Intuitively, this solution makes sense; however, when parsing, troubles come up.

(This is correct in RDF; it's the OWL mapping that causes problems)

The main problem is that here there's a set of triples with _:b0 as a subject, and it must be used in the construction of more than one axiom. But in the mapping definition, this is allowed for anonymous individuals not class or property expressions. For these expressions, each triple is supposed to be used once and then consumed. So, the result of the parsing is an error because the second use of the expression identifier finds to triples to match.

Details on the structure sharing limitations here: https://www.w3.org/TR/2004/NOTE-owl-parsing-20040121/#subsec-structure-sharing

There might be another solution here - I suspect another bug with parsing of annotated axioms. Unfortunately, this area of the code base has proven really complex to get right. I have not run the numbers, but I'm sure these are the classes with the largest number of recorded bugs in the whole library.

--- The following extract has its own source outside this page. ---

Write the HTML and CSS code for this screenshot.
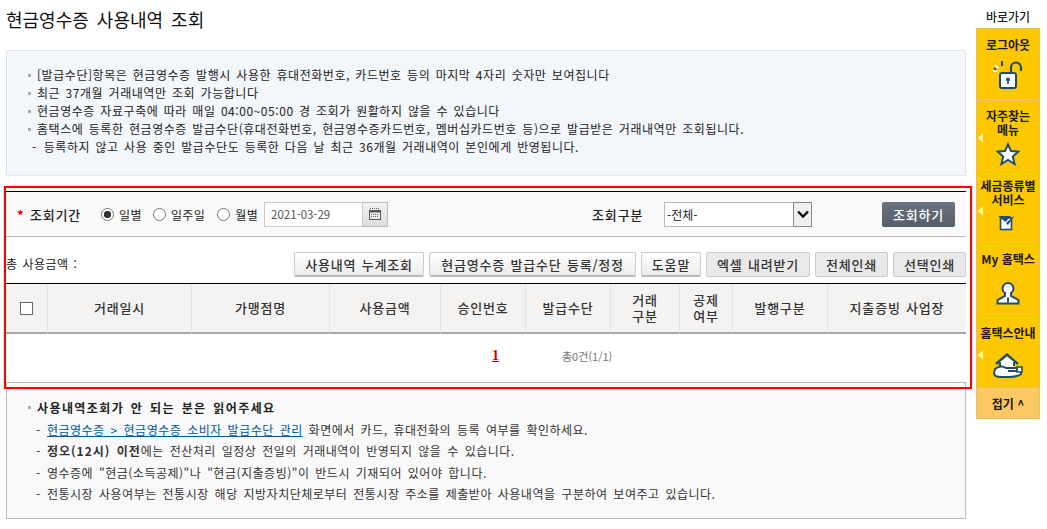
FILE: index.html
```html
<!DOCTYPE html>
<html lang="ko">
<head>
<meta charset="utf-8">
<title>현금영수증 사용내역 조회</title>
<link rel="stylesheet" href="styles.css">
</head>
<body>
<div class="page">
  <main class="main">
    <h1 class="title">현금영수증 사용내역 조회</h1>
    <section class="info">
      <ul class="bullets">
        <li>[발급수단]항목은 현금영수증 발행시 사용한 휴대전화번호, 카드번호 등의 마지막 4자리 숫자만 보여집니다</li>
        <li>최근 37개월 거래내역만 조회 가능합니다</li>
        <li>현금영수증 자료구축에 따라 매일 04:00~05:00 경 조회가 원활하지 않을 수 있습니다</li>
        <li>홈택스에 등록한 현금영수증 발급수단(휴대전화번호, 현금영수증카드번호, 멤버십카드번호 등)으로 발급받은 거래내역만 조회됩니다.</li>
      </ul>
      <p class="info-sub"><span>-</span><span>등록하지 않고 사용 중인 발급수단도 등록한 다음 날 최근 36개월 거래내역이 본인에게 반영됩니다.</span></p>
    </section>

    <form class="search">
      <span class="star">*</span>
      <span class="label period-label">조회기간</span>
      <label class="radio"><input type="radio" name="period" checked>일별</label>
      <label class="radio"><input type="radio" name="period">일주일</label>
      <label class="radio"><input type="radio" name="period">월별</label>
      <span class="date">
        <input class="date-input" type="text" value="2021-03-29">
        <button class="cal" type="button" aria-label="달력">
          <svg width="12" height="12" viewBox="0 0 12 12"><path d="M1 .5h1M3 .5h1M5 .5h1M7 .5h1M9 .5h1" stroke="#666" fill="none"/><rect x=".5" y="2.500" width="11" height="9" fill="#eee" stroke="#555"/><rect x="0" y="2" width="12" height="2.500" fill="#555"/><path d="M2 6.500h8M2 8.500h8" stroke="#666" stroke-dasharray="1 1" fill="none"/></svg>
        </button>
      </span>
      <span class="label kind-label">조회구분</span>
      <span class="select">
        <select class="select-el"><option>-전체-</option></select>
        <span class="select-arrow"><svg width="12" height="9" viewBox="0 0 12 9"><path d="M1 1.500 6 6.500 11 1.500" fill="none" stroke="#111" stroke-width="2.400"/></svg></span>
      </span>
      <button class="search-btn" type="button">조회하기</button>
    </form>

    <div class="toolbar">
      <span class="total">총 사용금액 :</span>
      <div class="tools">
        <button class="btn btn-a w130" type="button">사용내역 누계조회</button>
        <button class="btn btn-a w207" type="button">현금영수증 발급수단 등록/정정</button>
        <button class="btn btn-a w60" type="button">도움말</button>
        <button class="btn btn-b w104" type="button">엑셀 내려받기</button>
        <button class="btn btn-b w73" type="button">전체인쇄</button>
        <button class="btn btn-b w73" type="button">선택인쇄</button>
      </div>
    </div>

    <table class="grid">
      <colgroup>
        <col class="c1"><col class="c2"><col class="c3"><col class="c4"><col class="c5"><col class="c6"><col class="c7"><col class="c8"><col class="c9"><col class="c10">
      </colgroup>
      <thead>
        <tr>
          <th><input class="check" type="checkbox"></th>
          <th>거래일시</th>
          <th>가맹점명</th>
          <th>사용금액</th>
          <th>승인번호</th>
          <th>발급수단</th>
          <th>거래<br>구분</th>
          <th>공제<br>여부</th>
          <th>발행구분</th>
          <th>지출증빙 사업장</th>
        </tr>
      </thead>
    </table>

    <div class="pager">
      <a class="page-no" href="#">1</a>
      <span class="page-count">총0건(1/1)</span>
    </div>

    <section class="help">
      <h2 class="help-title">사용내역조회가 안 되는 분은 읽어주세요</h2>
      <ul class="dashes">
        <li><a class="link" href="#">현금영수증 &gt; 현금영수증 소비자 발급수단 관리</a> 화면에서 카드, 휴대전화의 등록 여부를 확인하세요.</li>
        <li><b class="strong">정오(12시) 이전</b>에는 전산처리 일정상 전일의 거래내역이 반영되지 않을 수 있습니다.</li>
        <li>영수증에 "현금(소득공제)"나 "현금(지출증빙)"이 반드시 기재되어 있어야 합니다.</li>
        <li>전통시장 사용여부는 전통시장 해당 지방자치단체로부터 전통시장 주소를 제출받아 사용내역을 구분하여 보여주고 있습니다.</li>
      </ul>
    </section>

    <div class="highlight" aria-hidden="true"></div>
  </main>

  <aside class="side">
    <div class="side-title">바로가기</div>
    <nav class="side-box">
      <a class="side-item i1" href="#">
        <span class="side-text">로그아웃</span>
        <svg class="ico" width="36" height="30" viewBox="0 0 36 30">
          <path d="M3 11h4M5 5l3 3" stroke="#fff" stroke-width="2" fill="none"/>
          <path d="M4 8l2 2" stroke="#1d4f76" stroke-width="2" fill="none"/>
          <path d="M12 1v5" stroke="#1d4f76" stroke-width="2" fill="none"/>
          <path d="M21 13V7.500a5 5 0 0 1 10 0V11" stroke="#1d4f76" stroke-width="2.200" fill="none"/>
          <rect x="10" y="13" width="16" height="15" rx="2" fill="#fff" stroke="#1d4f76" stroke-width="2"/>
          <circle cx="18" cy="19.500" r="2" fill="#1d4f76"/><path d="M18 20v4" stroke="#1d4f76" stroke-width="1.600"/>
        </svg>
      </a>
      <a class="side-item i2 has-arrow" href="#">
        <span class="side-text">자주찾는<br>메뉴</span>
        <svg class="ico" width="24" height="24" viewBox="0 0 24 24"><path d="M12 2.500 15 9l7.300.6-5.500 5 1.800 7.400L12 18l-6.600 4 1.800-7.400-5.500-5L9 9z" fill="#fff" stroke="#1d4f76" stroke-width="2"/></svg>
      </a>
      <a class="side-item i3 has-arrow" href="#">
        <span class="side-text">세금종류별<br>서비스</span>
        <svg class="ico" width="20" height="16" viewBox="0 0 20 16"><rect x="2.500" y="3" width="11" height="11.500" fill="#fff" stroke="#1d4f76" stroke-width="1.600"/><path d="M0 1h13l-5.500 6z" fill="#1d4f76"/><path d="M5 5l3 3 9-8-7 10z" fill="#1d4f76"/></svg>
      </a>
      <a class="side-item i4" href="#">
        <span class="side-text">My 홈택스</span>
        <svg class="ico" width="24" height="24" viewBox="0 0 24 24"><circle cx="12" cy="7.500" r="5.500" fill="#fff" stroke="#1d4f76" stroke-width="2"/><path d="M9 12v3L1.500 19v3.500h21V19L15 15v-3" fill="#fff" stroke="#1d4f76" stroke-width="2"/><path d="M12 16.500v5" stroke="#1d4f76" stroke-width="2"/></svg>
      </a>
      <a class="side-item i5 has-arrow" href="#">
        <span class="side-text">홈택스안내</span>
        <svg class="ico" width="30" height="26" viewBox="0 0 30 26"><path d="M3 11 14 1.500 25 11" fill="none" stroke="#1d4f76" stroke-width="2.400"/><path d="M7 9v7h14V9L14 4z" fill="#fff"/><path d="M7 9v6M21 9v4" stroke="#1d4f76" stroke-width="2"/><path d="M2 16c4-3 8-3 11-1h10c1.500 0 1.500 3 0 3h-8 13v3c-4 3-8 3-12 3H8c-3 0-7-1-7-4z" fill="#fff" stroke="#1d4f76" stroke-width="2"/><path d="M24 14h5v5h-5z" fill="#fff" stroke="#1d4f76" stroke-width="1.600"/></svg>
      </a>
      <a class="side-fold" href="#">접기 ^</a>
    </nav>
  </aside>
</div>
</body>
</html>
```

FILE: styles.css
```css
* { box-sizing: border-box; }
html, body { margin: 0; padding: 0; background: #fff; overflow: hidden; }
body { font-family: "Noto Sans CJK KR", "Noto Sans", sans-serif; font-size: 12px; color: #333; }
a { color: inherit; text-decoration: none; }
ul { list-style: none; margin: 0; padding: 0; }
p, h1, h2 { margin: 0; }
button, input, select { font-family: inherit; font-size: inherit; margin: 0; }

.page { display: flex; width: 1047px; height: 529px; padding-left: 6px; }
.main { position: relative; width: 960px; }

.title { height: 50px; padding-top: 6px; font-size: 18px; line-height: 27px; font-weight: 400; color: #111; word-spacing: 3px; }

.info { height: 126px; padding: 15px 20px; background: #f3f6fa; border: 1px solid #dfe6ec; color: #222; line-height: 18px; letter-spacing: .55px; word-spacing: 1.500px; }
.bullets li { position: relative; padding-left: 10px; }
.bullets li::before { content: ""; position: absolute; left: 1px; top: 8px; width: 3px; height: 3px; background: #aaa; }
.info-sub { display: flex; gap: 7px; padding-left: 5px; }

.search { display: flex; align-items: center; height: 46px; margin-top: 15px; padding-left: 11px; background: #f9f9f9; border-top: 1px solid #000; border-bottom: 1px solid #bbb; }
.star { width: 13px; color: #d00; font-weight: 700; font-size: 13px; line-height: 13px; }
.label { font-size: 13px; font-weight: 500; letter-spacing: .8px; color: #222; }
.period-label { width: 71px; }
.radio { display: flex; align-items: center; gap: 5px; margin-right: 11px; font-size: 12px; letter-spacing: .4px; color: #222; }
.radio:nth-of-type(2) { margin-right: 12px; }
.radio:nth-of-type(3) { margin-right: 6px; }
.radio input { appearance: none; width: 13px; height: 13px; margin: 0; border: 1px solid #777; border-radius: 50%; background: #fff; }
.radio input:checked { background: radial-gradient(circle, #333 0 3.400px, #fff 4px); }
.date { display: flex; height: 25px; }
.date-input { width: 99px; height: 25px; padding: 0 6px; border: 1px solid #ccc; background: #fff; color: #555; font-size: 11.500px; outline: 0; }
.cal { display: flex; align-items: center; justify-content: center; width: 25px; height: 25px; padding: 0; border: 1px solid #bbb; border-left: 0; background: linear-gradient(#f2f2f2, #ddd); }
.kind-label { margin-left: 204px; width: 72px; }
.select { position: relative; display: block; width: 148px; height: 25px; }
.select-el { appearance: none; display: block; width: 100%; height: 100%; padding: 0 0 0 2px; border: 1px solid #bbb; border-radius: 0; background: #fff; color: #222; font-size: 12px; }
.select-arrow { position: absolute; right: 0; top: 0; bottom: 0; width: 19px; display: flex; align-items: center; justify-content: center; background: #f0f0f0; border: 1px solid #888; }
.search-btn { width: 73px; height: 25px; margin-left: 70px; padding: 0; border: 0; border-radius: 2px; background: linear-gradient(#6b7280, #555c6a); color: #fff; font-size: 13px; font-weight: 500; letter-spacing: .8px; }

.toolbar { display: flex; align-items: flex-start; justify-content: space-between; height: 47px; padding-top: 15px; border-bottom: 1px solid #000; }
.total { padding-top: 3px; color: #222; letter-spacing: .5px; word-spacing: 1px; }
.tools { display: flex; gap: 5px; }
.btn { height: 25px; padding: 0; border: 1px solid #ccc; border-radius: 2px; color: #333; font-size: 13px; font-weight: 500; letter-spacing: .8px; word-spacing: 1px; }
.btn-a { background: linear-gradient(#fff, #ececec); border-bottom: 2px solid #bbb; }
.btn-b { background: #e9e9e9; }
.w130 { width: 130px; } .w207 { width: 207px; } .w60 { width: 60px; } .w104 { width: 104px; } .w73 { width: 73px; }

.grid { width: 960px; table-layout: fixed; border-collapse: separate; border-spacing: 0; }
.c1 { width: 42px; } .c2 { width: 144px; } .c3 { width: 138px; } .c4 { width: 111px; } .c5 { width: 85px; }
.c6 { width: 85px; } .c7 { width: 69px; } .c8 { width: 53px; } .c9 { width: 95px; } .c10 { width: 138px; }
.grid th { height: 50px; padding: 0; background: #f4f3f2; border-right: 1px solid #e4e4e4; border-bottom: 2px solid #a8a8a8; color: #333; font-size: 13px; font-weight: 500; letter-spacing: .8px; word-spacing: 1px; line-height: 16px; }
.grid th:last-child { border-right: 0; }
.check { appearance: none; display: block; width: 13px; height: 13px; margin: 0 0 0 14px; border: 1px solid #666; background: #fff; }

.pager { display: flex; align-items: center; gap: 63px; height: 48px; padding: 0 0 4px 486px; }
.page-no { color: #c00; font-family: "Liberation Serif", serif; font-weight: 700; font-size: 14px; text-decoration: underline; }
.page-count { color: #777; font-size: 11px; }

.help { height: 137px; padding: 13px 20px; background: #f9f9f9; border: 1px solid #bbb; color: #333; line-height: 21.300px; letter-spacing: .5px; word-spacing: 2px; }
.help-title { position: relative; padding-left: 10px; font-size: 12px; font-weight: 700; letter-spacing: 1.400px; color: #222; line-height: 23px; }
.help-title::before { content: ""; position: absolute; left: 1px; top: 10px; width: 3px; height: 3px; background: #aaa; }
.dashes li { padding-left: 20px; position: relative; }
.dashes li::before { content: "-"; position: absolute; left: 9px; }
.link { color: #005a9c; text-decoration: underline; }
.strong { font-weight: 700; letter-spacing: 1px; color: #333; }

.highlight { position: absolute; left: -2px; top: 186px; width: 968px; height: 203px; border: 2px solid #f00; box-shadow: 0 0 1px #f66; pointer-events: none; }

.side { width: 64px; margin-left: 10px; }
.side-title { height: 28px; padding-top: 9px; text-align: center; font-size: 12px; font-weight: 500; line-height: 16px; color: #222; }
.side-box { display: flex; flex-direction: column; }
.side-item { position: relative; display: flex; flex-direction: column; align-items: center; background: #fdc800; border: 1px solid #e8c058; border-width: 1px 1px 0; color: #1a1a1a; }
.i1 { height: 72px; padding-top: 9px; gap: 8px; }
.i2 { height: 73px; padding-top: 8px; gap: 5px; }
.i3 { height: 72px; padding-top: 5px; gap: 8px; }
.i4 { height: 72px; padding-top: 6px; gap: 15px; }
.i5 { height: 70px; padding-top: 8px; gap: 13px; }
.side-text { text-align: center; font-size: 12px; font-weight: 700; line-height: 14px; white-space: nowrap; }
.ico { display: block; flex: none; }
.has-arrow::before { content: ""; position: absolute; left: 1px; top: 32px; border: 5px solid transparent; border-left: 0; border-right: 5px solid #fff0a0; }
.side-fold { display: flex; align-items: center; justify-content: center; height: 32px; background: #fdc864; border: 1px solid #d6c85e; font-size: 12px; font-weight: 700; color: #1a1a1a; }
```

ignazio1977 commented 5 years ago

Running your code, I think this is related to another issue raised recently #875

If I change the annotation property IRI strings to be absolute IRIs, the test succeeds. So, it appears that the parsing of relative IRIs is not working properly, and I suspect this would fail the same way as undeclared annotation properties.

ignazio1977 commented 5 years ago

The error still occurs by leaving the annotation properties with full IRIs and using

OWLClassExpression c1 = df.getOWLDataAllValuesFrom(df.getOWLDataProperty("d"), df.getBooleanOWLDatatype());

I'll check that avenue first.

ignazio1977 commented 5 years ago

When a data property declared as <d> is parsed, the xml:base attribute is used to turn the relative IRI into an absolute IRI - this is expected and as dictated by the specs. See https://www.w3.org/TR/rdf11-concepts/#section-IRIs

The test fails because the axiom that is expected to be found has been created with the relative IRI, but the parsed ontology contains the absolute IRI.

Test method below (for convenience this uses methods from the TestBase class)

@Test
public void testRelativeIRIs() throws OWLOntologyCreationException, OWLOntologyStorageException {

    OWLClassExpression c1 =
        df.getOWLDataAllValuesFrom(df.getOWLDataProperty("d"), df.getBooleanOWLDatatype());
    OWLClassExpression c2 =
        df.getOWLObjectSomeValuesFrom(df.getOWLObjectProperty("urn:test:o"), df.getOWLThing());

    OWLAxiom a = df.getOWLSubClassOfAxiom(c1, c2, Arrays.asList(
        df.getOWLAnnotation(df.getOWLAnnotationProperty("urn:test:X"), df.getOWLLiteral("x")),
        df.getOWLAnnotation(df.getOWLAnnotationProperty("urn:test:Y"), df.getOWLLiteral("y"))));

    OWLOntology o = m.createOntology();
    o.add(a);

    OWLClassExpression c3 = df.getOWLDataAllValuesFrom(
        df.getOWLDataProperty("http://www.w3.org/2002/07/d"), df.getBooleanOWLDatatype());
    OWLClassExpression c4 =
        df.getOWLObjectSomeValuesFrom(df.getOWLObjectProperty("urn:test:o"), df.getOWLThing());

    OWLAxiom a2 = df.getOWLSubClassOfAxiom(c3, c4, Arrays.asList(
        df.getOWLAnnotation(df.getOWLAnnotationProperty("urn:test:X"), df.getOWLLiteral("x")),
        df.getOWLAnnotation(df.getOWLAnnotationProperty("urn:test:Y"), df.getOWLLiteral("y"))));

    OWLDocumentFormat format = new RDFXMLDocumentFormat();
    OWLOntology o2 = roundTrip(o, format);

    // This is the axiom with absolute IRIs, test passes
    assertTrue(o2.containsAxiom(a2));
    // This is the axiom with relative IRIs, and fails
    assertTrue(o2.containsAxiom(a));
}
sszuev commented 5 years ago

Intuitively, this solution makes sense; however, when parsing, troubles come up.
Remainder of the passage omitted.